Presidente, un’ultima questione, più laterale rispetto al referendum ma altrettanto cruciale. Come sa, tra i temi che interessano maggiormente gli osservatori internazionali relativamente al post referendum ce ne sono due piuttosto centrali: il destino della legislatura e il futuro dell’euro. Primo punto: se dovesse vincere il No, Forza Italia è disponibile solo a discutere di legge elettorale o a certe condizioni potrebbe valutare l’allargamento della maggioranza di governo? “Dopo il referendum ci sono le elezioni, con una legge elettorale diversa, dopo tre governi non scelti dagli elettori. L’ultima volta che gli italiani hanno deciso da chi essere governati è stato nel 2008, quando è nato il nostro governo”.

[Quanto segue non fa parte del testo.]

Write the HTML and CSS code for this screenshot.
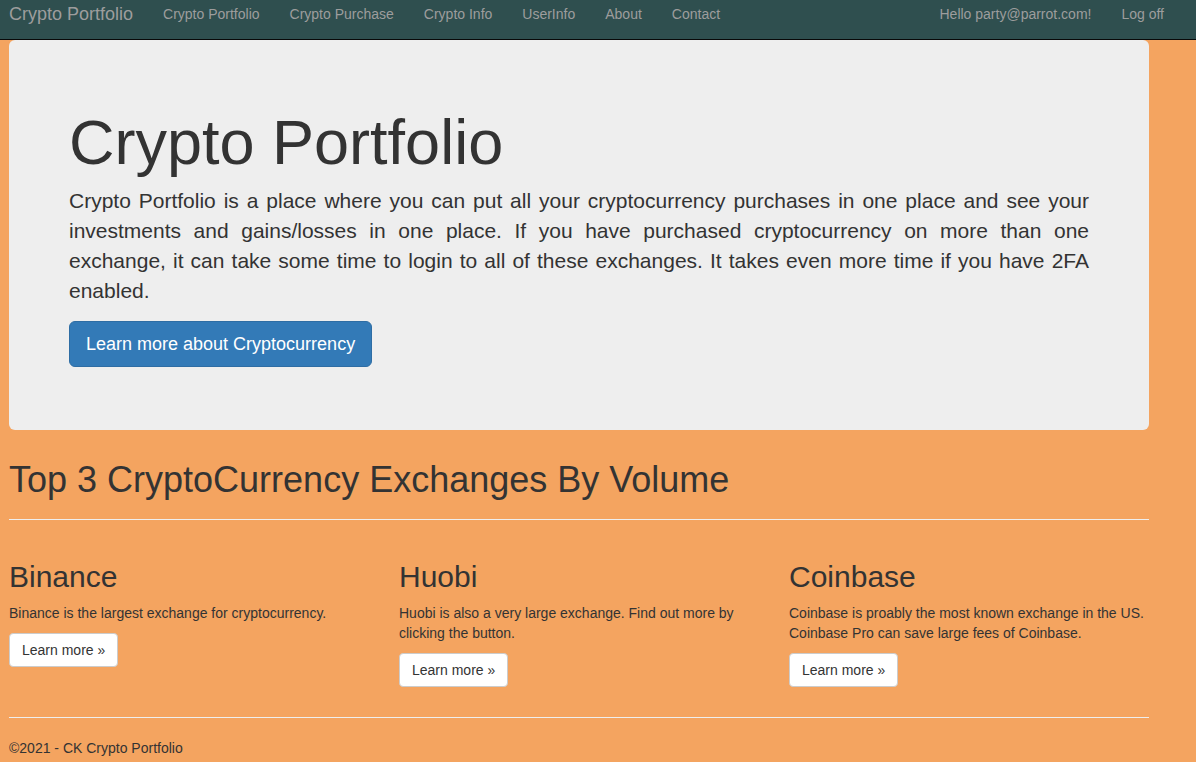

E rispetto al futuro dell’euro, invece, pensa anche lei come Beppe Grillo che a prescindere da quale sarà il destino del referendum “prepararsi all’uscita dell’euro è un atto di responsabilità politica?”. “Sull’euro io credo che sia un progetto nato male e che non ha fatto bene né all’Italia né all’Europa. Tuttavia non auspico affatto che l’Italia ne esca, a questo punto sarebbe un ulteriore fallimento. Un fallimento dell’intero sogno europeo, che tuttavia è possibile, forse probabile, se l’Europa cambia profondamente e in fretta atteggiamento. Per quanto riguarda l’euro, ritengo piuttosto che sia realizzabile l’idea di diversi economisti, sulla doppia circolazione. Una moneta parallela (forse i meno giovani ricordano le AM-Lire, che circolavano in Italia nel dopoguerra) che ci restituisca in parte la sovranità monetaria, senza uscire dal circuito dell’euro”.